╔══

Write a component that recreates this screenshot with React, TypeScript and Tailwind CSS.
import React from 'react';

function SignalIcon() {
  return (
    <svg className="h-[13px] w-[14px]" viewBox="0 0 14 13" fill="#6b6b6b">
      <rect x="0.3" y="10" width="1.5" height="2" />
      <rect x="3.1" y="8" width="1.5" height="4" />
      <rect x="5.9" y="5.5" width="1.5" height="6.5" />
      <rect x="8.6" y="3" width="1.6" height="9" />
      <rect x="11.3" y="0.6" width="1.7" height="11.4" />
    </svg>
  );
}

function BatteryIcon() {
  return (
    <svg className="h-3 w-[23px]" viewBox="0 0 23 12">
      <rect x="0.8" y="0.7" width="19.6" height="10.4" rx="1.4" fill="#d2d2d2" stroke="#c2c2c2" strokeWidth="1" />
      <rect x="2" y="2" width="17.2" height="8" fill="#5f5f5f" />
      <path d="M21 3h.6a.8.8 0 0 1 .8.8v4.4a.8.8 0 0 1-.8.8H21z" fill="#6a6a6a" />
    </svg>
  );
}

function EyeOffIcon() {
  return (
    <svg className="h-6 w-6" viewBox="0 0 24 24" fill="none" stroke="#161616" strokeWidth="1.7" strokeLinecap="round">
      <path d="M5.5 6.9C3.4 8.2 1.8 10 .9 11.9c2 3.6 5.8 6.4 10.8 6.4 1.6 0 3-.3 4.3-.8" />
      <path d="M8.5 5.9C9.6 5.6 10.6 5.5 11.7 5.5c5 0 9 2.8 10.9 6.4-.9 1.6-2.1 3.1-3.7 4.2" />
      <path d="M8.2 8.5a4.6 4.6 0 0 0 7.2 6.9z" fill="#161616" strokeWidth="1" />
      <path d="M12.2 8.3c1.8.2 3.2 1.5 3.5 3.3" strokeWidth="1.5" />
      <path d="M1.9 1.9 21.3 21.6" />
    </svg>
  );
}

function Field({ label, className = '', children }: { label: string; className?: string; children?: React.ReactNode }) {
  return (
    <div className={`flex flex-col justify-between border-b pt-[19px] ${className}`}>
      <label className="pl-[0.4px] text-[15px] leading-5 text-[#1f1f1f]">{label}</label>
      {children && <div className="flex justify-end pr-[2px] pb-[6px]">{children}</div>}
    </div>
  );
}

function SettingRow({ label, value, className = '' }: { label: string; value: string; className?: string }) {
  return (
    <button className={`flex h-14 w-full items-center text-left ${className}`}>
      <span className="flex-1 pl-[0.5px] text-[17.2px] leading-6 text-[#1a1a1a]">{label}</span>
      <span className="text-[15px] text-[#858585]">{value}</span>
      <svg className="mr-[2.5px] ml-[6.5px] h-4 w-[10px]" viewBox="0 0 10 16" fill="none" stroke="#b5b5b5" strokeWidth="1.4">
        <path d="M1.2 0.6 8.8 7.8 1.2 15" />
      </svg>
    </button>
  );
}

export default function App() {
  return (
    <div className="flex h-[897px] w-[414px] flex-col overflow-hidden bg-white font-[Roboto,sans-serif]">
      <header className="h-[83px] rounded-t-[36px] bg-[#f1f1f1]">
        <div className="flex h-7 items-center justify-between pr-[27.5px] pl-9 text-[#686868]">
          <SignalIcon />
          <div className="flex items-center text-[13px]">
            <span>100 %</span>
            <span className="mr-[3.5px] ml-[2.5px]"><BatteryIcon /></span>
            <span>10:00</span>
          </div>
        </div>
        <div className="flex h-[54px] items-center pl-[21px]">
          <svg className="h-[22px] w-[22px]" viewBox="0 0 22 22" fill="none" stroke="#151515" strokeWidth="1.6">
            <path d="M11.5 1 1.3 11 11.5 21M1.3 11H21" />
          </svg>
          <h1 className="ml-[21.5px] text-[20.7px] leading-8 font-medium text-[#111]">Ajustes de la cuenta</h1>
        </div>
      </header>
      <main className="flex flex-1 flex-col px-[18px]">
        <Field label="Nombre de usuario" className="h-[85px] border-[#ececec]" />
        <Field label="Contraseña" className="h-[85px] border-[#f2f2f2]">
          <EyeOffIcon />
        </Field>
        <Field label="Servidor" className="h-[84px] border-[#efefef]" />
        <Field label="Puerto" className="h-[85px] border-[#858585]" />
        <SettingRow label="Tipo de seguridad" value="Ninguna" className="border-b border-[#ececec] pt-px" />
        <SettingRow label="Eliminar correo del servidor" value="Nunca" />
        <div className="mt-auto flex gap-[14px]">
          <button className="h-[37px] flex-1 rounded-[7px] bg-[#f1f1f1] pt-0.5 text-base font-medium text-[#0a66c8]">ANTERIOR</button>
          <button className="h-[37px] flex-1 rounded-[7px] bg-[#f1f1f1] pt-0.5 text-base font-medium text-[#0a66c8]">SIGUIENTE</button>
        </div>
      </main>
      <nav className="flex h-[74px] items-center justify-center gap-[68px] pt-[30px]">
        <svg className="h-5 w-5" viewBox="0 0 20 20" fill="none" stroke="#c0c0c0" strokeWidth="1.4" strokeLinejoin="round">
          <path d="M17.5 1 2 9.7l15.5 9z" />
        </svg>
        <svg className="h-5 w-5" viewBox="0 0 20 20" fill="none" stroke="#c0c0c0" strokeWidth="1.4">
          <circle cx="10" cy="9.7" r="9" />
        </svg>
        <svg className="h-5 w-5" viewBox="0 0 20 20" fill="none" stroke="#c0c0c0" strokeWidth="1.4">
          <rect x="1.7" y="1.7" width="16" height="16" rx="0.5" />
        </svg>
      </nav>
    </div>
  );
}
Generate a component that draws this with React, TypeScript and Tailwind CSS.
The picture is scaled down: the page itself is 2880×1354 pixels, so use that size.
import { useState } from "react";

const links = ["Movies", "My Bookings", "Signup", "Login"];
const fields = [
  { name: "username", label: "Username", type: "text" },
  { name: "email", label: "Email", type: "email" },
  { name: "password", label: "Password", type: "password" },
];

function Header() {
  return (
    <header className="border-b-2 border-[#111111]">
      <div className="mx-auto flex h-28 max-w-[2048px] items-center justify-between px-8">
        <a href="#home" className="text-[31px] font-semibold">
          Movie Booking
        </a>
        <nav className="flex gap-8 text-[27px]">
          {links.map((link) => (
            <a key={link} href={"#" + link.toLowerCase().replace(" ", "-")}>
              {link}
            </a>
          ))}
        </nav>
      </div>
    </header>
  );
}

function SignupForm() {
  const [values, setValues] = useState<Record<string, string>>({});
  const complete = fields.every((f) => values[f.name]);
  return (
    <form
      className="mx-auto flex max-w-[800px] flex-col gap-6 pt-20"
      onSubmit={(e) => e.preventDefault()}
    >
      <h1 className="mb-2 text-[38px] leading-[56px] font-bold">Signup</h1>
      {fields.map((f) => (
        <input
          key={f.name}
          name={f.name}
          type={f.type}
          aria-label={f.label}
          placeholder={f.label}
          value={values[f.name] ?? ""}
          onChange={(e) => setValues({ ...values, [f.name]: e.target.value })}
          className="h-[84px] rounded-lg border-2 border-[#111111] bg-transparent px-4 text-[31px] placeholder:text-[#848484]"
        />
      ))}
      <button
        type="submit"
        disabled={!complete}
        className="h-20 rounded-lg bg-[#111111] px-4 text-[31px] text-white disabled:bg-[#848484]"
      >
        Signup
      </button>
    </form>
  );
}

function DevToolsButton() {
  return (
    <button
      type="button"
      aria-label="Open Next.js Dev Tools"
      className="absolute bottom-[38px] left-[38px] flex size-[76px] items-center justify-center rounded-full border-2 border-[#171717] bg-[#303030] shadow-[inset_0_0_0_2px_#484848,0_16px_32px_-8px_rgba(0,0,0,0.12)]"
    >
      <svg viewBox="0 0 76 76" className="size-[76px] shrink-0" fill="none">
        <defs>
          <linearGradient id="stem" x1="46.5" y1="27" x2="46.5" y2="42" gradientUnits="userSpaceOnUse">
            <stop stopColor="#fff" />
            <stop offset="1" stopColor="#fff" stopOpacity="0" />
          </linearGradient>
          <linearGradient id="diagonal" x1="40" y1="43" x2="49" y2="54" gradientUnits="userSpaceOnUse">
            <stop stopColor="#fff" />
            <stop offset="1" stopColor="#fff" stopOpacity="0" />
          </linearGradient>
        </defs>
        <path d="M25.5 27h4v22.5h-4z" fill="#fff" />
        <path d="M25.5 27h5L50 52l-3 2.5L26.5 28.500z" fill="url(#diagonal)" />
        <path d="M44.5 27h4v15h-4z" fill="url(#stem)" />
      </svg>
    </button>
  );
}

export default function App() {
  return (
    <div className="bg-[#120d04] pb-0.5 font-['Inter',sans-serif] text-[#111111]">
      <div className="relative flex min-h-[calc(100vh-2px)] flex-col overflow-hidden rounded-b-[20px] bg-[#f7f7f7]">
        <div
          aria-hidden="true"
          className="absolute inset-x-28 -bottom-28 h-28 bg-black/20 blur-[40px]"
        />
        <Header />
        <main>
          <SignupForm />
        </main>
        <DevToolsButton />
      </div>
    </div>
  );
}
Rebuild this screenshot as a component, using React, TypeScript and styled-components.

╚══

▶ [What is expected] State the number of lines in this listing that contain the string "screenshot", and add nothing else.

▶ [Problem solution] 2